All of the big impending deadlines on my desk have been met. I’m catching up on laundry. Now I’ve just got all the annoying things to worry about…the filing, cleaning the garage, deciding what to do with the overgrown slope in our backyard, matching up all the toy parts found in little nooks and crannies around the house (can you say PULL MY HAIR OUT and ARGHHHHHHH!!!). Oh, and did I mention cookies. Getting those chocolate chip cookies out of the oven. I’ll be right back.
Summertime is supposed to be relaxing, right? For me, it is and it isn’t. No rush to drive Rachel to preschool. Nowhere particular we have to be. And yet, no time to take care of the annoying details. Things slowly start piling up.
I keep Rachel out of summer camp because her school (a wonderful school) has a requirment that she is enrolled in a five morning a week program. She is so happy there that it is worth it, but I like having lazy time with her in the summer, even though she gets a little bored of me. Don’t you remember getting bored as a kid? I vote for making getting bored a requirement of summer break. Don’t you remember staring at your dirty, mulberry-stained bare feet and wondering when school was going to start? I do.
I have kept Hannah on her two morning a week babysitter schedule so I can get SOMETHING done, and also so I can get some alone time with Rachel. We don’t get enough of that during the school year.
I feel like I set myself up for telling gritty stories last week, and today the story that keeps coming to mind is sacharin sweet. I’m just going to have to come out with it and get it over with. It’s blocking up my flow of stories. Bear with me.
The other day Rachel remembered that a while back we referred to a dear friend of the family as being “like a cousin.”. She was curious about that distinction this week and asked us to explain . I told her this friend was “a cousin of the heart.” What makes a friend a “cousin of the heart,” she seems to want to know. Every once in a while, she says “[insert friend’s name]. He’s a cousin of the heart, right?” If I were honest, I’d say, “This “cousin of the heart” thing is really all about Mom and Dad. It’s not about your heart at all.” If it were about her heart, we would have 20 more cousins to add to the roster. Maybe that’s not so bad, considering that I literally have 36 blood cousins. Can you believe it?

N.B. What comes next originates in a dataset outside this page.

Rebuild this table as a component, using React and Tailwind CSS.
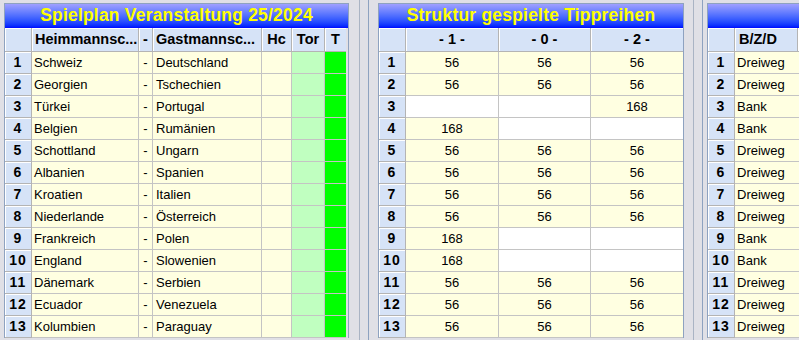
import React from 'react'

const spiele = [
    ["Schweiz", "Deutschland"],
    ["Georgien", "Tschechien"],
    ["Türkei", "Portugal"],
    ["Belgien", "Rumänien"],
    ["Schottland", "Ungarn"],
    ["Albanien", "Spanien"],
    ["Kroatien", "Italien"],
    ["Niederlande", "Österreich"],
    ["Frankreich", "Polen"],
    ["England", "Slowenien"],
    ["Dänemark", "Serbien"],
    ["Ecuador", "Venezuela"],
    ["Kolumbien", "Paraguay"],
]

// each row: [tipp 1, tipp 0, tipp 2] - empty string = white cell
const struktur = [
    ["56", "56", "56"],
    ["56", "56", "56"],
    ["", "", "168"],
    ["168", "", ""],
    ["56", "56", "56"],
    ["56", "56", "56"],
    ["56", "56", "56"],
    ["56", "56", "56"],
    ["168", "", ""],
    ["168", "", ""],
    ["56", "56", "56"],
    ["56", "56", "56"],
    ["56", "56", "56"],
]

const bzd = ["Dreiweg", "Dreiweg", "Bank", "Bank", "Dreiweg", "Dreiweg", "Dreiweg", "Dreiweg", "Bank", "Bank", "Dreiweg", "Dreiweg", "Dreiweg"]

const head = "h-[24px] flex items-center bg-[#d6e3f7] shadow-[inset_1px_1px_0_#ffffff] border-b border-[#b4b4b4] text-[14.5px] font-bold text-black"
const nr = "h-[22px] flex items-center justify-center bg-[#d6e3f7] shadow-[inset_1px_1px_0_#ffffff] border-r border-b border-[#b4b4b4] text-[14px] font-bold tracking-[1px] text-black"
const cell = "h-[22px] flex items-center border-b border-[#c4c4c4] text-[13px] text-black"

const Titel = ({ text }) => (
    <div className="h-[24px] flex items-center justify-center bg-linear-to-b from-[#a0a0ff] to-[#0000ff]">
        <span className="text-[17.5px] font-bold tracking-[0.2px] text-[#ffff00] leading-none">{text}</span>
    </div>
)

const Splitter = ({ a, b, c }) => (
    <div className={`h-[340px] flex shrink-0 ${a}`}>
        <div className="w-px h-full bg-[#aab4c4]"></div>
        <div className={`${b} h-full`}></div>
        <div className="w-px h-full bg-[#8ea2c0]"></div>
        <div className={`${c} h-full`}></div>
    </div>
)

const App = () => {
    return (
        <div className="w-[799px] h-[340px] overflow-hidden bg-[#e0e0e6] flex pl-[4px] font-['Liberation_Sans',Arial,sans-serif]">
            {/* Spielplan */}
            <div className="mt-[3px] w-[345px] shrink-0 border-l border-t border-r border-[#8ea2c0] self-start">
                <Titel text="Spielplan Veranstaltung 25/2024" />
                <div className="grid grid-cols-[27px_107px_14px_109px_30px_33px_21px]">
                    <div className={`${head} border-r`}></div>
                    <div className={`${head} border-r pl-[3px]`}>Heimmannsc...</div>
                    <div className={`${head} border-r justify-center`}>-</div>
                    <div className={`${head} border-r pl-[3px]`}>Gastmannsc...</div>
                    <div className={`${head} border-r justify-center`}>Hc</div>
                    <div className={`${head} border-r justify-center`}>Tor</div>
                    <div className={`${head} justify-center`}>T</div>
                    {spiele.map((s, i) => (
                        <React.Fragment key={"sp" + i}>
                            <div className={nr}>{i + 1}</div>
                            <div className={`${cell} border-r bg-[#ffffe1] pl-[2px]`}>{s[0]}</div>
                            <div className={`${cell} border-r bg-[#ffffe1] justify-center`}>-</div>
                            <div className={`${cell} border-r bg-[#ffffe1] pl-[3px]`}>{s[1]}</div>
                            <div className={`${cell} border-r bg-[#ffffe1]`}></div>
                            <div className={`${cell} border-r bg-[#c0ffc0]`}></div>
                            <div className={`${cell} bg-[#00ff00]`}></div>
                        </React.Fragment>
                    ))}
                </div>
            </div>

            <Splitter a="pl-[10px]" b="w-[8px]" c="w-[9px]" />

            {/* Struktur */}
            <div className="mt-[3px] w-[306px] shrink-0 border-l border-t border-r border-[#8ea2c0] self-start">
                <Titel text="Struktur gespielte Tippreihen" />
                <div className="grid grid-cols-[27px_93px_92px_92px]">
                    <div className={`${head} border-r`}></div>
                    <div className={`${head} border-r justify-center`}>- 1 -</div>
                    <div className={`${head} border-r justify-center`}>- 0 -</div>
                    <div className={`${head} justify-center`}>- 2 -</div>
                    {struktur.map((r, i) => (
                        <React.Fragment key={"st" + i}>
                            <div className={nr}>{i + 1}</div>
                            {r.map((v, j) => (
                                <div
                                    key={"v" + j}
                                    className={`${cell} justify-center ${j < 2 ? 'border-r' : ''} ${v ? 'bg-[#ffffe1]' : 'bg-white'}`}
                                >
                                    {v}
                                </div>
                            ))}
                        </React.Fragment>
                    ))}
                </div>
            </div>

            <Splitter a="pl-[9px]" b="w-[8px]" c="w-[4px]" />

            {/* B/Z/D */}
            <div className="mt-[3px] w-[120px] shrink-0 border-l border-t border-[#8ea2c0] self-start">
                <div className="h-[24px] bg-linear-to-b from-[#a0a0ff] to-[#0000ff]"></div>
                <div className="grid grid-cols-[27px_63px_30px]">
                    <div className={`${head} border-r`}></div>
                    <div className={`${head} border-r pl-[4px]`}>B/Z/D</div>
                    <div className={head}></div>
                    {bzd.map((v, i) => (
                        <React.Fragment key={"b" + i}>
                            <div className={nr}>{i + 1}</div>
                            <div className={`${cell} bg-[#ffffe1] pl-[2px]`}>{v}</div>
                            <div className={`${cell} bg-[#ffffe1]`}></div>
                        </React.Fragment>
                    ))}
                </div>
            </div>
        </div>
    )
}

export default App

I wasn’t going to write about this next part, because it is SOOOOOO sicky sweet. But I bet anyone with a four-year old girl has had at least one conversation as silly as this one. They just don’t want to admit it. This afternoon, I picked Rachel up in my arms to put her into bed. She looked so sweet, and for some reason I said, “Good-night, my princess.” She asked, “Am I a real princess?” I thought about it and said, “You are a princess of my heart.” She said, “Am I the only princess of your heart.” I thought about it and said, “You and Hannah are the only princesses of my heart.” Then she thought about it and said, “Are you the Queen of my heart and the princess of your mother’s heart?” I smiled and agreed. Then she said that her Dad and I were the “King and Queen” of she and Hannah’s hearts.
What? Do you think I plan these conversations? At least I’m coming clean on this one. I never would have thought I’d have this much pink in my house, and I never thought I’d be calling my daughter princess occassionally. But, it happened today and was actually quite touching.
We still have gritty going on here, though. I’ve been looking in my toddler books trying to find THAT chapter. You know the chapter about the stage when a toddler starts pulling off her diaper but is no where close to potty training. That’s my life right now….and possibly for the next year and a half. We haven’t had too many accidents so far, but chasing a toddler around with a diaper in your hand all day is enough to drive a person batty. You would think she would keep the diaper on. The child is afraid of her own poop. Seriously. Life would be a lot less traumatic for you, Hannah, if you kept your nappie on. Wise Man says: “She who screams at the sight of her own emerging poop should not pull diaper off.”
If I were to write that chapter I was talking about it would go something like this:
“There are several approaches that you can take to meet your toddler’s development. 1) Move into the backyard; 2) Have sod installed in your living area; or 3) Go upstairs and take a very long nap….(How long do you think? Twelve months?)